I am not actually having internet at home, and thus dowloading FreeBSD is a bit of a hassle. However, I discovered that there existed an 8 GB DVD with not only the installation files, but also with a lot of other programs. Here is the link, if you want to know what I mean:

http://www.lob.de/cgi-bin/work/frameset_pop

- search there for FreeBSD DVD under "Schnellsuche" (sorry, the site is in German).

However, I heard that from 7.0 on there will be no new releases of this DVD series. Is there any other such DVD available which you can recommend? I must say, I DO find a LOT of FreeBSD CD and DVD offerings - but I do NOT just want the base system, I also want the packages.

Thank you in advance for your recommendations. (Please note, I am not necessarily looking for a free DVD; buying it would be perfectly fine if no credit cards are necessarily involved and if it ships to Austria.)


----------



## ale (Feb 25, 2009)

Maybe you can find something here?
http://www.freebsdmall.com/cgi-bin/fm


----------



## LeServal (Feb 25, 2009)

Dear Ale,

Thank you so much for your suggestion.

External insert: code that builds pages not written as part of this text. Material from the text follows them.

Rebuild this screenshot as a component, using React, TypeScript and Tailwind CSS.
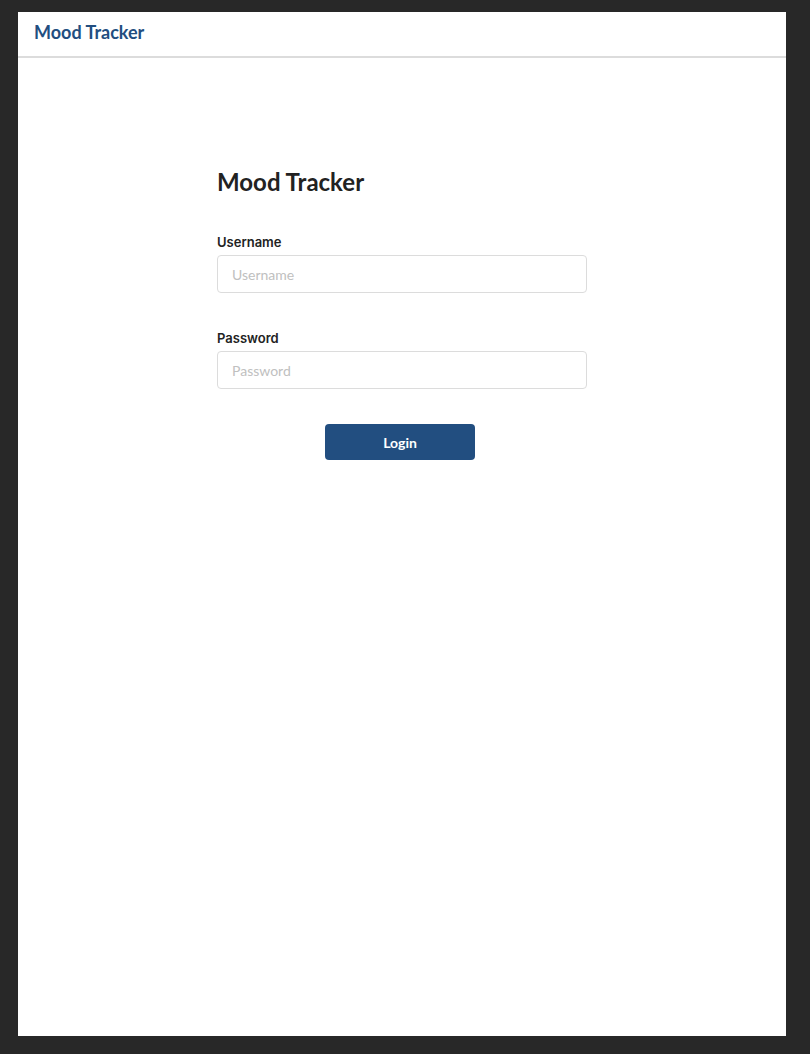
const App = () => {
    return (
        <div className="min-h-screen bg-[#282828] px-[18px] pt-[12px] pb-[18px] font-['Lato',sans-serif]">
            <div className="h-[1024px] w-[768px] bg-white flex flex-col">
                <header className="h-[46px] border-b-2 border-[#dcdcdc] flex items-center px-4 pb-[4px]">
                    <span className="text-[18px] font-bold text-[#224e80]">Mood Tracker</span>
                </header>
                <main className="flex justify-center">
                    <form className="w-[370px] mt-[109px] flex flex-col" onSubmit={(e) => e.preventDefault()}>
                        <h1 className="text-[24px] font-bold text-[#222] leading-[30px] mb-[37px]">Mood Tracker</h1>
                        <label className="text-[13px] font-semibold text-[#222] font-['Inter',sans-serif] leading-[16px] mb-[5px]">
                            Username
                        </label>
                        <input
                            type="text"
                            placeholder="Username"
                            className="h-[38px] border border-[#dcdcdc] rounded-[4px] px-[14px] text-[14px] placeholder:text-[#c0c0c0] outline-none"
                        />
                        <label className="mt-[37px] text-[13px] font-semibold text-[#222] font-['Inter',sans-serif] leading-[16px] mb-[5px]">
                            Password
                        </label>
                        <input
                            type="password"
                            placeholder="Password"
                            className="h-[38px] border border-[#dcdcdc] rounded-[4px] px-[14px] text-[14px] placeholder:text-[#c0c0c0] outline-none"
                        />
                        <div className="flex mt-[35px] pl-[108px]">
                            <button
                                type="submit"
                                className="w-[150px] h-[36px] bg-[#224e80] rounded-[4px] text-white text-[14px] font-bold"
                            >
                                Login
                            </button>
                        </div>
                    </form>
                </main>
            </div>
        </div>
    )
}

export default App
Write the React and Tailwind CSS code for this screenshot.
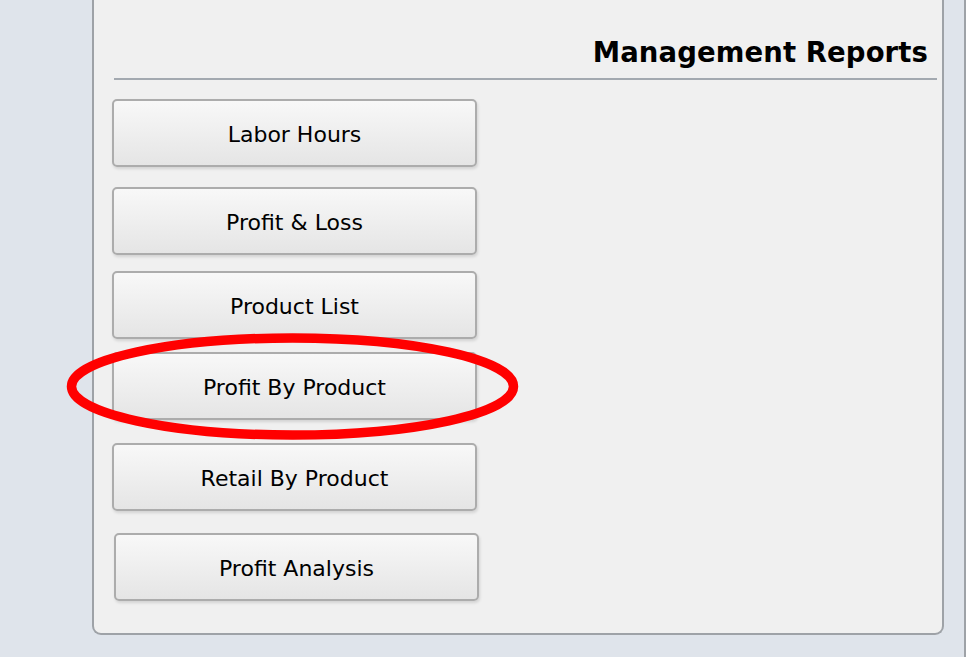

The closest things I have found are this:

http://www.freebsdmall.com/cgi-bin/fm/bsddvd7.1?id=ZdUfSB9d&mv_pc=410

and this:

http://www.freebsdmall.com/cgi-bin/fm/bsddvd7.1?id=ZdUfSB9d&mv_pc=410

The second one seems to be source code - while that is highly interesting in its own right, I was actually looking for precompiled packages. As to the first one, has anyone had experiences with it? To me it quite looks like they just put the two official DVDs for i386 and amd64 on one double-sided DVD. Of course, I may be wrong, and possibly there are a lot of additional packages. (?) - I have sent to them an e-mail enquiring whether they have any product that matches. But if they don't, are there any alternative suggestions?


Side note:

I am by the way quite surprised this question hasn't popped up before - it might be an interesting idea for the future. I mean, to me it does not very much matter in the sense of "weight" and "size" whether I carry with me a standard installation DVD (which I can ask any friend to download for me and do not need to buy) - or whether I can basically carry with me a DVD that would make a total re-installation of the system with all my programs possible (and THAT would be something with added value which I cannot download, thus, is sensible to buy).


----------



## LeServal (Feb 25, 2009)

Sorry, the second thing had this address:

http://www.freebsdmall.com/cgi-bin/fm/bsdtool7.1?id=ZdUfSB9d&mv_pc=480


----------



## alie (Feb 25, 2009)

> THAT would be something with added value which I cannot download, thus, is sensible to buy



sounds like Commercial OS or Free to play/try OS and u need to buy it if u want more features...


----------